TASK OBJECTIVE: Everything in the listing except the pictures should be written out exactly.

INFORMATION PROVIDED:
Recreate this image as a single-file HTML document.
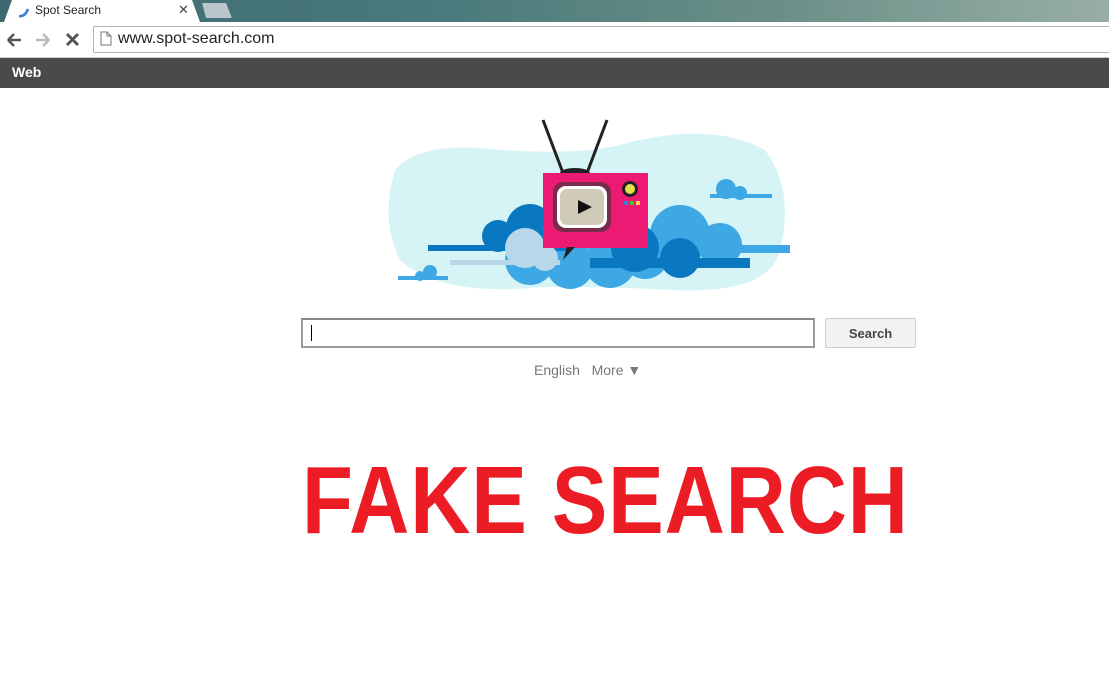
<!DOCTYPE html>
<html><head><meta charset="utf-8"><style>
body{margin:0;width:1109px;height:692px;overflow:hidden;background:#fff;font-family:"Liberation Sans",Arial,sans-serif;position:relative}
.tabbar{position:absolute;left:0;top:0;width:1109px;height:22px;background:linear-gradient(90deg,#3d6a72 0%,#4a7a7c 40%,#6a8f86 70%,#98aea8 100%)}
.tab{position:absolute;left:4px;top:0;width:196px;height:22px;background:#fff;clip-path:polygon(0 100%,8px 0,188px 0,196px 100%)}
.tab2{position:absolute;left:202px;top:3px;width:30px;height:15px;background:#b9c6cc;clip-path:polygon(0 0,24px 0,30px 100%,4px 100%);border-radius:2px}
.toolbar{position:absolute;left:0;top:22px;width:1109px;height:35px;background:#fff;border-bottom:1px solid #ccc}
.omni{position:absolute;left:93px;top:26px;width:1030px;height:25px;border:1px solid #b5b5b5;border-radius:2px;background:#fff}
.url{position:absolute;left:118px;top:30px;font-size:16px;color:#222}
.dark{position:absolute;left:0;top:58px;width:1109px;height:30px;background:#4a4a4a}
.web{position:absolute;left:12px;top:64px;color:#fff;font-weight:bold;font-size:14px}
.input{position:absolute;left:301px;top:318px;width:510px;height:26px;border:2px solid #9a9a9a;border-top-color:#888;background:#fff}
.caret{position:absolute;left:311px;top:325px;width:1px;height:16px;background:#000}
.btn{position:absolute;left:825px;top:318px;width:89px;height:28px;border:1px solid #ccc;background:#f2f2f2;border-radius:2px;font-size:13px;font-weight:bold;color:#444;text-align:center;line-height:29px}
.links{position:absolute;left:534px;top:362px;font-size:14px;color:#777}
.fake{position:absolute;left:302px;top:453px;font-size:96px;font-weight:bold;color:#ec1c24;white-space:nowrap;transform:scaleX(0.868);transform-origin:left top;font-family:"Liberation Sans",sans-serif;line-height:1;letter-spacing:1px}
</style></head><body>
<div class="tabbar"></div>
<div class="tab"></div>
<svg style="position:absolute;left:17px;top:5px" width="14" height="14"><path d="M2 11 Q8 12 11 4" stroke="#3a7fd5" stroke-width="2.5" fill="none"/></svg>
<div style="position:absolute;left:35px;top:3px;font-size:12px;color:#222">Spot Search</div>
<div style="position:absolute;left:178px;top:2px;font-size:13px;color:#444">✕</div>
<div class="tab2"></div>
<div class="toolbar"></div>
<svg style="position:absolute;left:6px;top:31px" width="80" height="18">
<path d="M2 9H15M2 9L8 3M2 9L8 15" stroke="#555" stroke-width="2.5" fill="none"/>
<path d="M30 9H43M43 9L37 3M43 9L37 15" stroke="#bbb" stroke-width="2.5" fill="none"/>
<path d="M61 3L72 14M72 3L61 14" stroke="#555" stroke-width="3" fill="none"/>
</svg>
<div class="omni"></div>
<svg style="position:absolute;left:100px;top:31px" width="12" height="15"><path d="M1 1H7L11 5V14H1Z M7 1V5H11" stroke="#777" fill="#fff"/></svg>
<div class="url">www.spot-search.com</div>
<div class="dark"></div>
<div class="web">Web</div>
<svg style="position:absolute;left:380px;top:110px" width="420" height="190" viewBox="0 0 420 190">
<path d="M15 60 Q40 30 120 40 Q200 45 240 35 Q330 10 385 40 Q415 80 400 140 Q390 185 290 180 Q200 175 150 178 Q60 185 20 150 Q0 110 15 60Z" fill="#d6f4f5"/>
<g fill="#3ea8e5">
<circle cx="150" cy="150" r="25"/><circle cx="190" cy="155" r="24"/><circle cx="230" cy="152" r="26"/><circle cx="265" cy="145" r="24"/>
<circle cx="300" cy="125" r="30"/><circle cx="340" cy="135" r="22"/><rect x="280" y="135" width="130" height="8"/>
<circle cx="346" cy="79" r="10"/><circle cx="360" cy="83" r="7"/><rect x="330" y="84" width="62" height="4"/>
<circle cx="50" cy="162" r="7"/><circle cx="40" cy="166" r="5"/><rect x="18" y="166" width="50" height="4"/>
</g>
<g fill="#0a78c0">
<circle cx="150" cy="118" r="24"/><circle cx="118" cy="126" r="16"/><rect x="48" y="135" width="140" height="6"/>
<circle cx="255" cy="138" r="24"/><circle cx="300" cy="148" r="20"/><rect x="210" y="148" width="160" height="10"/>
</g>
<g fill="#b8d8ea"><circle cx="145" cy="138" r="20"/><circle cx="165" cy="148" r="13"/><rect x="70" y="150" width="110" height="5"/></g>
<path d="M183 63 L163 10 M207 63 L227 10" stroke="#222" stroke-width="3"/>
<ellipse cx="195" cy="63" rx="15" ry="5" fill="#222"/>
<rect x="163" y="63" width="105" height="75" fill="#ed1a73"/>
<path d="M187 137 L183 150 L195 137Z" fill="#222"/>
<rect x="173" y="72" width="58" height="50" rx="10" fill="#7a2b4c"/>
<rect x="177" y="76" width="50" height="42" rx="9" fill="#fff"/>
<rect x="180" y="79" width="44" height="36" rx="7" fill="#cfcbb8"/>
<path d="M198 90 L212 97 L198 104Z" fill="#111"/>
<circle cx="250" cy="79" r="8" fill="#222"/><circle cx="250" cy="79" r="5" fill="#e7e04a"/>
<rect x="244" y="91" width="4" height="4" fill="#3a7fd5"/><rect x="250" y="91" width="4" height="4" fill="#3c3"/><rect x="256" y="91" width="4" height="4" fill="#fc5"/>
</svg>
<div class="input"></div>
<div class="caret"></div>
<div class="btn">Search</div>
<div class="links">English&nbsp;&nbsp;&nbsp;More ▼</div>
<div class="fake">FAKE SEARCH</div>
</body></html>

EXERCISE ANSWER:
Recreate this image as a single-file HTML document.
<!DOCTYPE html>
<html><head><meta charset="utf-8"><style>
body{margin:0;width:1109px;height:692px;overflow:hidden;background:#fff;font-family:"Liberation Sans",Arial,sans-serif;position:relative}
.tabbar{position:absolute;left:0;top:0;width:1109px;height:22px;background:linear-gradient(90deg,#3d6a72 0%,#4a7a7c 40%,#6a8f86 70%,#98aea8 100%)}
.tab{position:absolute;left:4px;top:0;width:196px;height:22px;background:#fff;clip-path:polygon(0 100%,8px 0,188px 0,196px 100%)}
.tab2{position:absolute;left:202px;top:3px;width:30px;height:15px;background:#b9c6cc;clip-path:polygon(0 0,24px 0,30px 100%,4px 100%);border-radius:2px}
.toolbar{position:absolute;left:0;top:22px;width:1109px;height:35px;background:#fff;border-bottom:1px solid #ccc}
.omni{position:absolute;left:93px;top:26px;width:1030px;height:25px;border:1px solid #b5b5b5;border-radius:2px;background:#fff}
.url{position:absolute;left:118px;top:30px;font-size:16px;color:#222}
.dark{position:absolute;left:0;top:58px;width:1109px;height:30px;background:#4a4a4a}
.web{position:absolute;left:12px;top:64px;color:#fff;font-weight:bold;font-size:14px}
.input{position:absolute;left:301px;top:318px;width:510px;height:26px;border:2px solid #9a9a9a;border-top-color:#888;background:#fff}
.caret{position:absolute;left:311px;top:325px;width:1px;height:16px;background:#000}
.btn{position:absolute;left:825px;top:318px;width:89px;height:28px;border:1px solid #ccc;background:#f2f2f2;border-radius:2px;font-size:13px;font-weight:bold;color:#444;text-align:center;line-height:29px}
.links{position:absolute;left:534px;top:362px;font-size:14px;color:#777}
.fake{position:absolute;left:302px;top:453px;font-size:96px;font-weight:bold;color:#ec1c24;white-space:nowrap;transform:scaleX(0.868);transform-origin:left top;font-family:"Liberation Sans",sans-serif;line-height:1;letter-spacing:1px}
</style></head><body>
<div class="tabbar"></div>
<div class="tab"></div>
<svg style="position:absolute;left:17px;top:5px" width="14" height="14"><path d="M2 11 Q8 12 11 4" stroke="#3a7fd5" stroke-width="2.5" fill="none"/></svg>
<div style="position:absolute;left:35px;top:3px;font-size:12px;color:#222">Spot Search</div>
<div style="position:absolute;left:178px;top:2px;font-size:13px;color:#444">✕</div>
<div class="tab2"></div>
<div class="toolbar"></div>
<svg style="position:absolute;left:6px;top:31px" width="80" height="18">
<path d="M2 9H15M2 9L8 3M2 9L8 15" stroke="#555" stroke-width="2.5" fill="none"/>
<path d="M30 9H43M43 9L37 3M43 9L37 15" stroke="#bbb" stroke-width="2.5" fill="none"/>
<path d="M61 3L72 14M72 3L61 14" stroke="#555" stroke-width="3" fill="none"/>
</svg>
<div class="omni"></div>
<svg style="position:absolute;left:100px;top:31px" width="12" height="15"><path d="M1 1H7L11 5V14H1Z M7 1V5H11" stroke="#777" fill="#fff"/></svg>
<div class="url">www.spot-search.com</div>
<div class="dark"></div>
<div class="web">Web</div>
<svg style="position:absolute;left:380px;top:110px" width="420" height="190" viewBox="0 0 420 190">
<path d="M15 60 Q40 30 120 40 Q200 45 240 35 Q330 10 385 40 Q415 80 400 140 Q390 185 290 180 Q200 175 150 178 Q60 185 20 150 Q0 110 15 60Z" fill="#d6f4f5"/>
<g fill="#3ea8e5">
<circle cx="150" cy="150" r="25"/><circle cx="190" cy="155" r="24"/><circle cx="230" cy="152" r="26"/><circle cx="265" cy="145" r="24"/>
<circle cx="300" cy="125" r="30"/><circle cx="340" cy="135" r="22"/><rect x="280" y="135" width="130" height="8"/>
<circle cx="346" cy="79" r="10"/><circle cx="360" cy="83" r="7"/><rect x="330" y="84" width="62" height="4"/>
<circle cx="50" cy="162" r="7"/><circle cx="40" cy="166" r="5"/><rect x="18" y="166" width="50" height="4"/>
</g>
<g fill="#0a78c0">
<circle cx="150" cy="118" r="24"/><circle cx="118" cy="126" r="16"/><rect x="48" y="135" width="140" height="6"/>
<circle cx="255" cy="138" r="24"/><circle cx="300" cy="148" r="20"/><rect x="210" y="148" width="160" height="10"/>
</g>
<g fill="#b8d8ea"><circle cx="145" cy="138" r="20"/><circle cx="165" cy="148" r="13"/><rect x="70" y="150" width="110" height="5"/></g>
<path d="M183 63 L163 10 M207 63 L227 10" stroke="#222" stroke-width="3"/>
<ellipse cx="195" cy="63" rx="15" ry="5" fill="#222"/>
<rect x="163" y="63" width="105" height="75" fill="#ed1a73"/>
<path d="M187 137 L183 150 L195 137Z" fill="#222"/>
<rect x="173" y="72" width="58" height="50" rx="10" fill="#7a2b4c"/>
<rect x="177" y="76" width="50" height="42" rx="9" fill="#fff"/>
<rect x="180" y="79" width="44" height="36" rx="7" fill="#cfcbb8"/>
<path d="M198 90 L212 97 L198 104Z" fill="#111"/>
<circle cx="250" cy="79" r="8" fill="#222"/><circle cx="250" cy="79" r="5" fill="#e7e04a"/>
<rect x="244" y="91" width="4" height="4" fill="#3a7fd5"/><rect x="250" y="91" width="4" height="4" fill="#3c3"/><rect x="256" y="91" width="4" height="4" fill="#fc5"/>
</svg>
<div class="input"></div>
<div class="caret"></div>
<div class="btn">Search</div>
<div class="links">English&nbsp;&nbsp;&nbsp;More ▼</div>
<div class="fake">FAKE SEARCH</div>
</body></html>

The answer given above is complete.